Streamwise momentum magnitude budget from DNS data (Ref. [13]) at ${\mathrm{Re}}_{{\delta }^{*}}=5600$. Lines: (solid blue) Convective terms; (solid magenta) Viscous terms; (dashed black) $|{\langle \frac{q^{\prime }}{q}{\xi }_2{u}_1\frac{\partial u_1}{\partial {\xi }_2}\rangle }_{{\xi }_3,t}|$; (dashed cyan) $|{\langle \frac{q_x^{ms}}{q^{ms}}{\xi }_2{u}_1\frac{\partial u_1}{\partial {\xi }_2}\rangle }_{{\xi }_3,t}|$.

Figure 4

(a) Shape factor $H_{12}$ as a function of Reynolds number ${\mathrm{Re}}_{{\delta }^{*}}$. Solid line represents empirical fit by Ref. [3], and dashed lines indicate $\pm 1\%$. (b) Skin-friction as a function of ${\mathrm{Re}}_{{\delta }^{*}}$. Solid line represents the extended Coles-Fernholz relation with $\kappa =0.384,C=3.3,D_0=182,D_1=-2466$ [14]. Dashed lines indicate $\pm 3\%$. Symbols: $▵$(red) DNS [13]; $\square$ (green) Cases BL1460MS and BL3550MS (DNS); $\circ$ (blue) Cases BL1460 and BL3550 (DNS) [5].

Figure 5

(a) $u_1^{+}$ (b) $u_{1,\text{rms}}^{+}$ (c) $-\overline{u_1^{\prime +}{u}_2^{\prime +}}$ (d) $u_2^{+}$ vs ${\xi }_2^{+}$ for ${\mathrm{Re}}_{{\delta }^{*}}=1460,3550$. Legend: (red) DNS [13]; (blue) Single-scale cases BL1460, BL3550 [5]; (green) Multiscale DNS cases BL1460MS and BL3550MS; $\square$ (black) [13] experimental data.

Figure 6

(a) Scaled source term $\mathrm{\Psi }/U_{\infty }=x_2\partial ({\overline{u}}_1/u_{1,\infty })/\partial x_2$ (b) “error” term ${\mathrm{Re}}_{\theta }\partial ({\overline{\mathrm{u}}}_1/{\mathrm{u}}_{1,\infty })\partial {\mathrm{Re}}_{\theta }$ at ${\mathrm{Re}}_{\theta }\approx 4000$. Symbols indicate experiments.

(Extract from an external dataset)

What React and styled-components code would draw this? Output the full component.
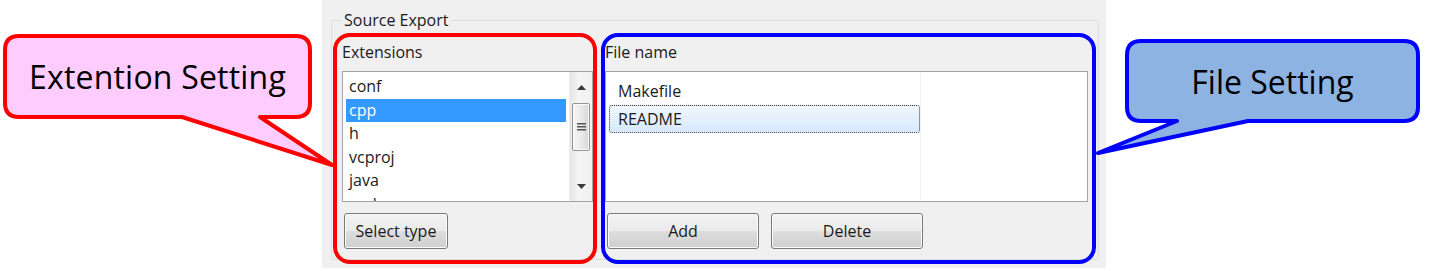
import React from 'react'
import styled, { createGlobalStyle } from 'styled-components'

const GlobalStyle = createGlobalStyle`
  body {
    margin: 0;
    background: #ffffff;
    font-family: "Open Sans", "Liberation Sans", sans-serif;
  }
`

const Page = styled.div`
  display: flex;
  width: 1448px;
  height: 271px;
  background: #ffffff;
`

const Side = styled.div`
  position: relative;
  z-index: 3;
  width: ${p => p.$width}px;
  flex: none;
`

const Callout = styled.div`
  position: relative;
  width: ${p => p.$w}px;
  height: ${p => p.$h}px;
  margin-top: ${p => p.$top}px;
  margin-left: ${p => p.$left}px;
  display: flex;
  align-items: center;
  justify-content: center;

  svg {
    position: absolute;
    left: 0;
    top: 0;
    overflow: visible;
  }
`

const CalloutText = styled.span`
  position: relative;
  font-family: "Open Sans", sans-serif;
  font-size: 32px;
  color: #000000;
  letter-spacing: ${p => p.$spacing || 0}px;
  white-space: nowrap;
`

const Panel = styled.div`
  width: 784px;
  height: 268px;
  flex: none;
  box-sizing: border-box;
  background: #f0f0f0;
  padding: 20px 7px 8px 9px;
`

const GroupBox = styled.div`
  position: relative;
  height: 100%;
  box-sizing: border-box;
  border: 1px solid #d5dfe5;
  border-radius: 3px;
  padding: 21px 10px 10px;
  display: flex;
  gap: 12px;
`

const Legend = styled.span`
  position: absolute;
  top: -11px;
  left: 9px;
  padding: 0 3px;
  background: #f0f0f0;
  font-size: 16px;
  line-height: 20px;
  color: #1a1a1a;
`

const Column = styled.div`
  position: relative;
  display: flex;
  flex-direction: column;
  width: ${p => (p.$width ? `${p.$width}px` : 'auto')};
  flex: ${p => (p.$width ? 'none' : '1')};

  &::after {
    content: '';
    position: absolute;
    z-index: 2;
    top: ${p => p.$inset[0]}px;
    right: ${p => p.$inset[1]}px;
    bottom: ${p => p.$inset[2]}px;
    left: ${p => p.$inset[3]}px;
    border: 4px solid ${p => p.$color};
    border-radius: 17px;
    pointer-events: none;
  }
`

const Label = styled.div`
  font-size: 16px;
  line-height: 20px;
  color: #1a1a1a;
  margin-bottom: 9px;
`

const ListBox = styled.div`
  display: flex;
  height: 131px;
  box-sizing: border-box;
  border: 1px solid #a4a4a4;
  background: #ffffff;
  overflow: hidden;
`

const Items = styled.div`
  flex: 1;
  padding: 3px 3px 0;
  overflow: hidden;
`

const Item = styled.div`
  height: 23.5px;
  line-height: 23.5px;
  padding-left: 3px;
  font-size: 16px;
  color: ${p => (p.$selected ? '#ffffff' : '#1a1a1a')};
  background: ${p => (p.$selected ? '#3399ff' : 'transparent')};
`

const ScrollBar = styled.div`
  width: 22px;
  flex: none;
  display: flex;
  flex-direction: column;
  background: linear-gradient(90deg, #e6e6e6, #f4f4f4 40%, #f1f1f1);
  border-left: 1px solid #ececec;
`

const Arrow = styled.div`
  height: 30px;
  flex: none;
  display: flex;
  align-items: center;
  justify-content: center;
`

const Track = styled.div`
  flex: 1;
`

const Thumb = styled.div`
  height: 48px;
  margin: 1px 2px 0;
  box-sizing: border-box;
  border: 1px solid #959595;
  border-radius: 2px;
  background: linear-gradient(90deg, #f6f6f6, #e9e9e9 55%, #d6d6d6);
  box-shadow: inset 0 0 0 1px #fbfbfb;
  display: flex;
  align-items: center;
  justify-content: center;
`

const DetailList = styled.div`
  width: 315px;
  box-sizing: border-box;
  padding: 5px 0 0 3px;
  margin-bottom: 2px;
  border-right: 1px solid #edf2f9;
`

const FileRow = styled.div`
  height: 28px;
  box-sizing: border-box;
  line-height: 26px;
  padding-left: 8px;
  font-size: 16px;
  color: #1a1a1a;
  border: 1px ${p => (p.$selected ? 'dotted #3a3a3a' : 'solid transparent')};
  border-radius: 3px;
  background: ${p => (p.$selected ? 'linear-gradient(#f1f7fe, #d6e8fc)' : 'transparent')};
`

const ButtonRow = styled.div`
  display: flex;
  gap: 12px;
  margin-top: 11px;
  padding-left: 2px;
`

const Button = styled.button`
  width: ${p => p.$width}px;
  height: 36px;
  box-sizing: border-box;
  border: 1px solid #7a7a7a;
  border-radius: 3px;
  padding: 0;
  font-family: "Open Sans", sans-serif;
  font-size: 16px;
  color: #1a1a1a;
  background: linear-gradient(#f3f3f3 0%, #ebebeb 48%, #dddddd 52%, #cfcfcf 100%);
  box-shadow: inset 0 0 0 1px #fbfbfb;
`

const UpArrow = () => (
  <svg width="9" height="5" viewBox="0 0 9 5">
    <path d="M0 5 L4.5 0 L9 5 Z" fill="#3a3a3a" />
  </svg>
)

const DownArrow = () => (
  <svg width="9" height="5" viewBox="0 0 9 5">
    <path d="M0 0 L9 0 L4.5 5 Z" fill="#3a3a3a" />
  </svg>
)

const Grip = () => (
  <svg width="9" height="9" viewBox="0 0 9 9">
    {[0, 3, 6].map(y => (
      <rect key={y} x="0" y={y} width="9" height="1.5" fill="#555" />
    ))}
  </svg>
)

const extensions = ['conf', 'cpp', 'h', 'vcproj', 'java', 'mak']
const files = ['Makefile', 'README']

export default function App() {
  return (
    <>
      <GlobalStyle />
      <Page>
        <Side $width={322}>
          <Callout $w={309} $h={85} $top={34} $left={3}>
            <svg width="309" height="85">
              <path
                d="M16 2 H293 Q307 2 307 16 V69 Q307 83 293 83 H257 L329 131 L179 83 H16 Q2 83 2 69 V16 Q2 2 16 2 Z"
                fill="#ffccff"
                stroke="#ff0000"
                strokeWidth="4"
                strokeLinejoin="round"
              />
            </svg>
            <CalloutText $spacing={0.2}>Extention Setting</CalloutText>
          </Callout>
        </Side>

        <Panel>
          <GroupBox>
            <Legend>Source Export</Legend>

            <Column $width={251} $color="#ff0000" $inset={[-9, -4, -15, -9]}>
              <Label>Extensions</Label>
              <ListBox>
                <Items>
                  {extensions.map(ext => (
                    <Item key={ext} $selected={ext === 'cpp'}>
                      {ext}
                    </Item>
                  ))}
                </Items>
                <ScrollBar>
                  <Arrow>
                    <UpArrow />
                  </Arrow>
                  <Thumb>
                    <Grip />
                  </Thumb>
                  <Track />
                  <Arrow>
                    <DownArrow />
                  </Arrow>
                </ScrollBar>
              </ListBox>
              <ButtonRow>
                <Button $width={104}>Select type</Button>
              </ButtonRow>
            </Column>

            <Column $color="#0000ff" $inset={[-9, -8, -15, -4]}>
              <Label>File name</Label>
              <ListBox>
                <DetailList>
                  {files.map(f => (
                    <FileRow key={f} $selected={f === 'README'}>
                      {f}
                    </FileRow>
                  ))}
                </DetailList>
                <Track />
              </ListBox>
              <ButtonRow>
                <Button $width={152}>Add</Button>
                <Button $width={152}>Delete</Button>
              </ButtonRow>
            </Column>
          </GroupBox>
        </Panel>

        <Side $width={342}>
          <Callout $w={295} $h={84} $top={39} $left={19}>
            <svg width="295" height="84">
              <path
                d="M16 2 H279 Q293 2 293 16 V68 Q293 82 279 82 H123 L-27 114 L52 82 H16 Q2 82 2 68 V16 Q2 2 16 2 Z"
                fill="#8db3e2"
                stroke="#0000ff"
                strokeWidth="4"
                strokeLinejoin="round"
              />
            </svg>
            <CalloutText>File Setting</CalloutText>
          </Callout>
        </Side>
      </Page>
    </>
  )
}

Colors: (black) Composite fit at ${\mathrm{Re}}_{\theta }\approx 4000$. [3]; (magenta) [6]; (blue) [5]; (red) [13].

Figure 7

(a) “Error” term ${\mathrm{Re}}_{\theta }\partial ({\overline{\mathrm{u}}}_1/{\mathrm{u}}_{1,\infty })\partial {\mathrm{Re}}_{\theta }$, and (b) scaled source term $\mathrm{\Psi }/u_{1,\infty }=x_2\partial ({\overline{u}}_1/u_{1,\infty })/\partial x_2$, predicted with the composite fit [3], for a range of ${\mathrm{Re}}_{\theta }={10}^3-{10}^8$.